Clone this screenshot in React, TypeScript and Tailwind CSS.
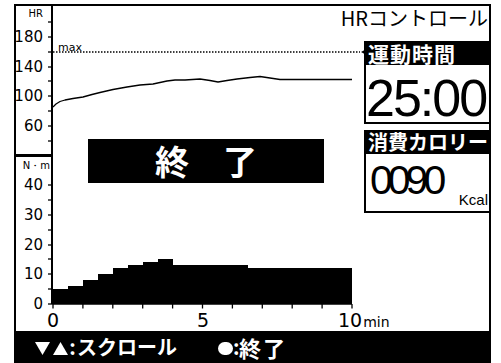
import React from "react";

const hrLabels = [
  { t: "180", y: 37 },
  { t: "140", y: 67 },
  { t: "100", y: 96 },
  { t: "60", y: 126 },
];
const tqLabels = [
  { t: "40", y: 185 },
  { t: "30", y: 215 },
  { t: "20", y: 245 },
  { t: "10", y: 274 },
  { t: "0", y: 304 },
];
const hrTicks = [22, 37, 52, 67, 81, 96, 111, 126, 141];
const tqTicks = [185, 200, 215, 230, 245, 259, 274, 289, 304];
const xTicks = Array.from({ length: 11 }, (_, i) => 53 + i * 29.9);

const hrLine =
  "53,107 56,104 60,101.5 65,100 73,98.5 83,97 92,94.5 100,92.5 113,89.5 127,87 140,85 153,84 160,82.5 167,81 175,80 185,80 200,79 210,80.5 218,82 227,80.5 237,79 250,77.5 260,76.5 270,78 280,79.5 300,79.5 320,79.5 352,79.5";
const bars =
  "53,304 53,289 68,289 68,286 83,286 83,280 98,280 98,274 113,274 113,268 128,268 128,265 143,265 143,262 158,262 158,259 173,259 173,265 248,265 248,268 352,268 352,304";

export default function App() {
  return (
    <div className="w-[501px] h-[363px] bg-white pl-[14px] pt-[4px] pr-[10px] flex flex-col overflow-hidden font-['Noto_Sans_CJK_JP',sans-serif] text-black">
      <div className="flex-1 flex flex-col border-l-2 border-t-2 border-r-2 border-black">
        <div className="flex flex-1 min-h-0">
          {/* chart section */}
          <div className="w-[348px] shrink-0 flex flex-col relative">
            <div className="flex h-[298px]">
              <div className="w-[37px] shrink-0 border-r-2 border-black flex flex-col font-['DejaVu_Sans',sans-serif]">
                <div className="h-[148px] relative">
                  <span className="absolute right-[8px] top-[7.5px] -translate-y-1/2 text-[10px] leading-none">HR</span>
                  {hrLabels.map((l) => (
                    <span
                      key={l.t}
                      className="absolute right-[8px] -translate-y-1/2 text-[15px] leading-none"
                      style={{ top: l.y - 6 }}
                    >
                      {l.t}
                    </span>
                  ))}
                </div>
                <div className="h-[3px] bg-black"></div>
                <div className="flex-1 relative">
                  <span className="absolute right-[1px] top-[9px] -translate-y-1/2 text-[10px] leading-none whitespace-nowrap">N・m</span>
                  {tqLabels.map((l) => (
                    <span
                      key={l.t}
                      className="absolute right-[8px] -translate-y-1/2 text-[15px] leading-none"
                      style={{ top: l.y - 157 }}
                    >
                      {l.t}
                    </span>
                  ))}
                </div>
              </div>
              <div className="flex-1 relative">
                <svg
                  className="absolute inset-0 overflow-visible"
                  width={311}
                  height={298}
                  viewBox="53 6 311 298"
                >
                  {hrTicks.map((y) => (
                    <line key={"h" + y} x1={48} x2={53} y1={y} y2={y} stroke="black" strokeWidth={1.3} />
                  ))}
                  {tqTicks.map((y) => (
                    <line key={"t" + y} x1={48} x2={53} y1={y} y2={y} stroke="black" strokeWidth={1.3} />
                  ))}
                  {xTicks.map((x) => (
                    <line key={"x" + x} x1={x} x2={x} y1={304} y2={308.5} stroke="black" strokeWidth={1.3} />
                  ))}
                  <line x1={53} x2={352} y1={304} y2={304} stroke="black" strokeWidth={1.3} />
                  <polygon points={bars} fill="black" />
                  <line x1={53} x2={360} y1={52} y2={52} stroke="black" strokeWidth={1.4} strokeDasharray="1.5 1.5" />
                  <polygon points="361,52 365.5,49.5 365.5,54.5" fill="black" />
                  <polyline points={hrLine} fill="none" stroke="black" strokeWidth={1.3} strokeLinejoin="round" />
                </svg>
                <span className="absolute left-[5px] top-[36px] text-[11px] leading-none font-['DejaVu_Sans',sans-serif]">max</span>
              </div>
            </div>
            <div className="flex-1 relative font-['DejaVu_Sans',sans-serif]">
              <span className="absolute left-[37px] top-[16px] -translate-x-1/2 -translate-y-1/2 text-[19px] leading-none">0</span>
              <span className="absolute left-[187px] top-[16px] -translate-x-1/2 -translate-y-1/2 text-[19px] leading-none">5</span>
              <span className="absolute left-[322px] top-[16px] -translate-y-1/2 flex items-baseline leading-none">
                <span className="text-[19px]">10</span>
                <span className="text-[14px] ml-[1px]">min</span>
              </span>
            </div>
            <div className="absolute left-[72px] top-[133px] w-[236px] h-[44px] bg-black flex items-center justify-center text-white font-bold text-[34px] leading-none">
              終　了
            </div>
          </div>
          {/* right panel */}
          <div className="flex-1 min-w-0 flex flex-col">
            <div className="h-[35px] pt-[2px] flex justify-end text-[20px] leading-none pr-[1px] whitespace-nowrap">HRコントロール</div>
            <div className="border-l-2 border-b-2 border-black flex flex-col">
              <div className="h-[24px] bg-black text-white font-bold text-[21px] tracking-[1px] leading-none flex items-center -ml-[2px] pl-[4px] whitespace-nowrap">
                運動時間
              </div>
              <div className="h-[57px] pt-[7px] font-['Liberation_Sans',sans-serif] text-[52px] leading-none tracking-[-2px] whitespace-nowrap">
                25:00
              </div>
            </div>
            <div className="h-[6px]"></div>
            <div className="border-l-2 border-b-2 border-black flex flex-col">
              <div className="h-[24px] bg-black text-white font-bold text-[20px] leading-none flex items-center -ml-[2px] pl-[4px] whitespace-nowrap">
                消費カロリー
              </div>
              <div className="h-[57px] flex justify-between items-end pl-[4px] pr-[1px] font-['Liberation_Sans',sans-serif]">
                <span className="self-start pt-[6px] text-[41px] leading-none tracking-[-5px]">0090</span>
                <span className="mb-[4px] text-[15px] leading-none">Kcal</span>
              </div>
            </div>
          </div>
        </div>
        <div className="h-[32px] bg-black flex items-center pl-[19px] text-white font-bold text-[20px] leading-none whitespace-nowrap">
          <svg width={15} height={13} className="mt-[3px]">
            <polygon points="0,0 15,0 7.5,13" fill="white" />
          </svg>
          <svg width={15} height={13} className="ml-[3px] mt-[3px]">
            <polygon points="0,13 15,13 7.5,0" fill="white" />
          </svg>
          <span className="w-[9px] text-center">:</span>
          <span>スクロール</span>
          <span className="ml-[41px] w-[15px] h-[13px] rounded-full bg-white mt-[3px]"></span>
          <span className="w-[6px] text-center">:</span>
          <span className="text-[22px] tracking-[2px]">終了</span>
        </div>
      </div>
    </div>
  );
}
----------------------------------------
Task statement:
Reproduce all of the material above word for word. Omit the pictures.

Solution for this task:
Clone this screenshot in React, TypeScript and Tailwind CSS.
import React from "react";

const hrLabels = [
  { t: "180", y: 37 },
  { t: "140", y: 67 },
  { t: "100", y: 96 },
  { t: "60", y: 126 },
];
const tqLabels = [
  { t: "40", y: 185 },
  { t: "30", y: 215 },
  { t: "20", y: 245 },
  { t: "10", y: 274 },
  { t: "0", y: 304 },
];
const hrTicks = [22, 37, 52, 67, 81, 96, 111, 126, 141];
const tqTicks = [185, 200, 215, 230, 245, 259, 274, 289, 304];
const xTicks = Array.from({ length: 11 }, (_, i) => 53 + i * 29.9);

const hrLine =
  "53,107 56,104 60,101.5 65,100 73,98.5 83,97 92,94.5 100,92.5 113,89.5 127,87 140,85 153,84 160,82.5 167,81 175,80 185,80 200,79 210,80.5 218,82 227,80.5 237,79 250,77.5 260,76.5 270,78 280,79.5 300,79.5 320,79.5 352,79.5";
const bars =
  "53,304 53,289 68,289 68,286 83,286 83,280 98,280 98,274 113,274 113,268 128,268 128,265 143,265 143,262 158,262 158,259 173,259 173,265 248,265 248,268 352,268 352,304";

export default function App() {
  return (
    <div className="w-[501px] h-[363px] bg-white pl-[14px] pt-[4px] pr-[10px] flex flex-col overflow-hidden font-['Noto_Sans_CJK_JP',sans-serif] text-black">
      <div className="flex-1 flex flex-col border-l-2 border-t-2 border-r-2 border-black">
        <div className="flex flex-1 min-h-0">
          {/* chart section */}
          <div className="w-[348px] shrink-0 flex flex-col relative">
            <div className="flex h-[298px]">
              <div className="w-[37px] shrink-0 border-r-2 border-black flex flex-col font-['DejaVu_Sans',sans-serif]">
                <div className="h-[148px] relative">
                  <span className="absolute right-[8px] top-[7.5px] -translate-y-1/2 text-[10px] leading-none">HR</span>
                  {hrLabels.map((l) => (
                    <span
                      key={l.t}
                      className="absolute right-[8px] -translate-y-1/2 text-[15px] leading-none"
                      style={{ top: l.y - 6 }}
                    >
                      {l.t}
                    </span>
                  ))}
                </div>
                <div className="h-[3px] bg-black"></div>
                <div className="flex-1 relative">
                  <span className="absolute right-[1px] top-[9px] -translate-y-1/2 text-[10px] leading-none whitespace-nowrap">N・m</span>
                  {tqLabels.map((l) => (
                    <span
                      key={l.t}
                      className="absolute right-[8px] -translate-y-1/2 text-[15px] leading-none"
                      style={{ top: l.y - 157 }}
                    >
                      {l.t}
                    </span>
                  ))}
                </div>
              </div>
              <div className="flex-1 relative">
                <svg
                  className="absolute inset-0 overflow-visible"
                  width={311}
                  height={298}
                  viewBox="53 6 311 298"
                >
                  {hrTicks.map((y) => (
                    <line key={"h" + y} x1={48} x2={53} y1={y} y2={y} stroke="black" strokeWidth={1.3} />
                  ))}
                  {tqTicks.map((y) => (
                    <line key={"t" + y} x1={48} x2={53} y1={y} y2={y} stroke="black" strokeWidth={1.3} />
                  ))}
                  {xTicks.map((x) => (
                    <line key={"x" + x} x1={x} x2={x} y1={304} y2={308.5} stroke="black" strokeWidth={1.3} />
                  ))}
                  <line x1={53} x2={352} y1={304} y2={304} stroke="black" strokeWidth={1.3} />
                  <polygon points={bars} fill="black" />
                  <line x1={53} x2={360} y1={52} y2={52} stroke="black" strokeWidth={1.4} strokeDasharray="1.5 1.5" />
                  <polygon points="361,52 365.5,49.5 365.5,54.5" fill="black" />
                  <polyline points={hrLine} fill="none" stroke="black" strokeWidth={1.3} strokeLinejoin="round" />
                </svg>
                <span className="absolute left-[5px] top-[36px] text-[11px] leading-none font-['DejaVu_Sans',sans-serif]">max</span>
              </div>
            </div>
            <div className="flex-1 relative font-['DejaVu_Sans',sans-serif]">
              <span className="absolute left-[37px] top-[16px] -translate-x-1/2 -translate-y-1/2 text-[19px] leading-none">0</span>
              <span className="absolute left-[187px] top-[16px] -translate-x-1/2 -translate-y-1/2 text-[19px] leading-none">5</span>
              <span className="absolute left-[322px] top-[16px] -translate-y-1/2 flex items-baseline leading-none">
                <span className="text-[19px]">10</span>
                <span className="text-[14px] ml-[1px]">min</span>
              </span>
            </div>
            <div className="absolute left-[72px] top-[133px] w-[236px] h-[44px] bg-black flex items-center justify-center text-white font-bold text-[34px] leading-none">
              終　了
            </div>
          </div>
          {/* right panel */}
          <div className="flex-1 min-w-0 flex flex-col">
            <div className="h-[35px] pt-[2px] flex justify-end text-[20px] leading-none pr-[1px] whitespace-nowrap">HRコントロール</div>
            <div className="border-l-2 border-b-2 border-black flex flex-col">
              <div className="h-[24px] bg-black text-white font-bold text-[21px] tracking-[1px] leading-none flex items-center -ml-[2px] pl-[4px] whitespace-nowrap">
                運動時間
              </div>
              <div className="h-[57px] pt-[7px] font-['Liberation_Sans',sans-serif] text-[52px] leading-none tracking-[-2px] whitespace-nowrap">
                25:00
              </div>
            </div>
            <div className="h-[6px]"></div>
            <div className="border-l-2 border-b-2 border-black flex flex-col">
              <div className="h-[24px] bg-black text-white font-bold text-[20px] leading-none flex items-center -ml-[2px] pl-[4px] whitespace-nowrap">
                消費カロリー
              </div>
              <div className="h-[57px] flex justify-between items-end pl-[4px] pr-[1px] font-['Liberation_Sans',sans-serif]">
                <span className="self-start pt-[6px] text-[41px] leading-none tracking-[-5px]">0090</span>
                <span className="mb-[4px] text-[15px] leading-none">Kcal</span>
              </div>
            </div>
          </div>
        </div>
        <div className="h-[32px] bg-black flex items-center pl-[19px] text-white font-bold text-[20px] leading-none whitespace-nowrap">
          <svg width={15} height={13} className="mt-[3px]">
            <polygon points="0,0 15,0 7.5,13" fill="white" />
          </svg>
          <svg width={15} height={13} className="ml-[3px] mt-[3px]">
            <polygon points="0,13 15,13 7.5,0" fill="white" />
          </svg>
          <span className="w-[9px] text-center">:</span>
          <span>スクロール</span>
          <span className="ml-[41px] w-[15px] h-[13px] rounded-full bg-white mt-[3px]"></span>
          <span className="w-[6px] text-center">:</span>
          <span className="text-[22px] tracking-[2px]">終了</span>
        </div>
      </div>
    </div>
  );
}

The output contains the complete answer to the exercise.